Tuesday, 4 July 2017
Many Mansions II
Dante and CS Lewis wrote what they believed;
Anderson, James Blish and others accept Heaven and Hell as traditional settings;
Neil Gaiman and SM Stirling adopt a "many mansions" approach.
In Gaiman's The Sandman, everyone enters the hereafter that he has imagined. This is good fantasy but implausible philosophy. Does everyone who crosses the Atlantic reach the destination that he has imagined? In Stirling's Emberverse series, Father Ignatius visits a version of Heaven whereas Rudi Mackenzie meets the Triple Goddess. What would happen to Buddhists who believe in other realms but not in a permanent hereafter?

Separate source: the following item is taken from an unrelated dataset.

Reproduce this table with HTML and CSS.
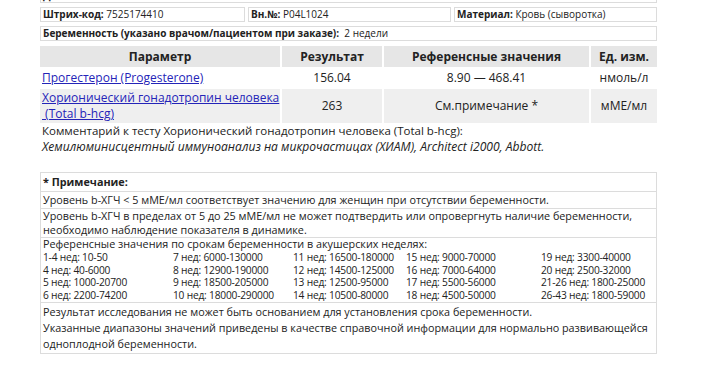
FILE: index.html
```html
<!DOCTYPE html>
<html lang="ru">
<head>
  <meta charset="UTF-8" />
  <title>Результаты анализов</title>
  <link rel="stylesheet" href="styles.css">
</head>
<body>
  <div class="page">
    <div class="info-row">
      <div class="info-cell full"><b>Дата:</b> 12.04.2025</div>
    </div>
    <div class="info-row">
      <div class="info-cell code"><b>Штрих-код:</b> 7525174410</div>
      <div class="info-cell num"><b>Вн.№:</b> P04L1024</div>
      <div class="info-cell material"><b>Материал:</b> Кровь (сыворотка)</div>
    </div>
    <div class="info-row">
      <div class="info-cell full"><b>Беременность (указано врачом/пациентом при заказе):</b>&nbsp; 2 недели</div>
    </div>

    <table class="results">
      <colgroup>
        <col class="col-param">
        <col class="col-result">
        <col class="col-ref">
        <col class="col-unit">
      </colgroup>
      <thead>
        <tr>
          <th>Параметр</th>
          <th>Результат</th>
          <th>Референсные значения</th>
          <th>Ед. изм.</th>
        </tr>
      </thead>
      <tbody>
        <tr>
          <td class="param"><a href="#">Прогестерон (Progesterone)</a></td>
          <td>156.04</td>
          <td>8.90 — 468.41</td>
          <td>нмоль/л</td>
        </tr>
        <tr class="alt">
          <td class="param"><a href="#">Хорионический гонадотропин человека<br>&nbsp;(Total b-hcg)</a></td>
          <td>263</td>
          <td>См.примечание *</td>
          <td>мМЕ/мл</td>
        </tr>
      </tbody>
    </table>

    <div class="comment">
      <p>Комментарий к тесту Хорионический гонадотропин человека (Total b-hcg):</p>
      <p class="method">Хемилюминисцентный иммуноанализ на микрочастицах (ХИАМ), Architect i2000, Abbott.</p>
    </div>

    <div class="note">
      <div class="note-row note-title">* Примечание:</div>
      <div class="note-row">Уровень b-ХГЧ &lt; 5 мМЕ/мл соответствует значению для женщин при отсутствии беременности.</div>
      <div class="note-row pair">Уровень b-ХГЧ в пределах от 5 до 25 мМЕ/мл не может подтвердить или опровергнуть наличие беременности,<br>необходимо наблюдение показателя в динамике.</div>
      <div class="note-row weeks">
        <div class="weeks-title">Референсные значения по срокам беременности в акушерских неделях:</div>
        <div class="weeks-grid">
          <span>1-4 нед: 10-50</span><span>7 нед: 6000-130000</span><span>11 нед: 16500-180000</span><span>15 нед: 9000-70000</span><span>19 нед: 3300-40000</span>
          <span>4 нед: 40-6000</span><span>8 нед: 12900-190000</span><span>12 нед: 14500-125000</span><span>16 нед: 7000-64000</span><span>20 нед: 2500-32000</span>
          <span>5 нед: 1000-20700</span><span>9 нед: 18500-205000</span><span>13 нед: 12500-95000</span><span>17 нед: 5500-56000</span><span>21-26 нед: 1800-25000</span>
          <span>6 нед: 2200-74200</span><span>10 нед: 18000-290000</span><span>14 нед: 10500-80000</span><span>18 нед: 4500-50000</span><span>26-43 нед: 1800-59000</span>
        </div>
      </div>
      <div class="note-row last">Результат исследования не может быть основанием для установления срока беременности.<br>Указанные диапазоны значений приведены в качестве справочной информации для нормально развивающейся<br>одноплодной беременности.</div>
    </div>
  </div>
</body>
</html>
```

FILE: styles.css
```css
* {
  margin: 0;
  padding: 0;
  box-sizing: border-box;
}

body {
  background: #fff;
  color: #222;
  font-family: 'Open Sans', 'DejaVu Sans', sans-serif;
  font-size: 12px;
}

.page {
  width: 617px;
  margin: -12px 0 0 40px;
}

/* info boxes */
.info-row {
  display: flex;
  gap: 3px;
  margin-bottom: 4px;
}

.info-cell {
  height: 15px;
  border: 1px solid #dcdcdc;
  padding: 0 2px;
  font-size: 10px;
  line-height: 13px;
  white-space: nowrap;
}

.info-cell.full { flex: 1; }
.info-cell.code { width: 205px; }
.info-cell.num { width: 203px; }
.info-cell.material { flex: 1; }

/* results table */
.results {
  width: 621px;
  margin: -1px -2px -2px;
  border-collapse: separate;
  border-spacing: 2px;
  table-layout: fixed;
}

.col-param { width: 240px; }
.col-result { width: 100px; }
.col-ref { width: 205px; }

.results th {
  background: #e6e6e6;
  height: 21px;
  font-size: 12px;
  font-weight: 700;
  text-align: center;
}

.results td {
  height: 18px;
  padding: 0 2px;
  line-height: 16px;
  text-align: center;
}

.results td.param {
  text-align: left;
  white-space: nowrap;
}

.results tr.alt td {
  background: #efefef;
  height: 34px;
}

.results a {
  color: #2424b8;
  text-decoration: underline;
}

/* comment */
.comment {
  padding: 0 2px;
  font-size: 11.5px;
  line-height: 16px;
}

.comment .method {
  font-size: 12.1px;
  font-style: italic;
}

/* note */
.note {
  margin-top: 17px;
  border: 1px solid #dcdcdc;
  font-size: 10.8px;
}

.note-row {
  padding: 1px 2px;
  line-height: 14px;
  border-top: 1px solid #dcdcdc;
}

.note-row:first-child { border-top: none; }

.note-title {
  font-weight: 700;
  padding: 2px;
}

.note-row.pair { padding: 0 2px; }

.note-row.weeks {
  padding: 0 2px;
  line-height: 12.8px;
}

.weeks-grid {
  display: grid;
  grid-template-columns: 130px 120px 113px 135px 1fr;
  font-size: 10.2px;
  letter-spacing: -0.2px;
  white-space: nowrap;
}

.note-row.last {
  line-height: 16px;
}
```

I am reading one account of Buddhism. It is not an account that I fully accept but is an accurate account of the teaching. Consider two men: John, who lived in the seventeenth century, and James, alive now. Each is a different organism and person, born because of biological processes that would continue to operate even if there were no "karma" involved. Karma is action and actions have consequences. The teaching is that some of the consequences of John's actions can become attached to James. Thus, James can effectively inherit not only John's unresolved "greed, hate and delusion" but also even some of John's memories, thus generating the illusion that James is John reincarnated or, in Buddhist terminology, "reborn." If James can resolve the inherited "greed, hate and delusion," then they will not be passed on to any later organism. End of story.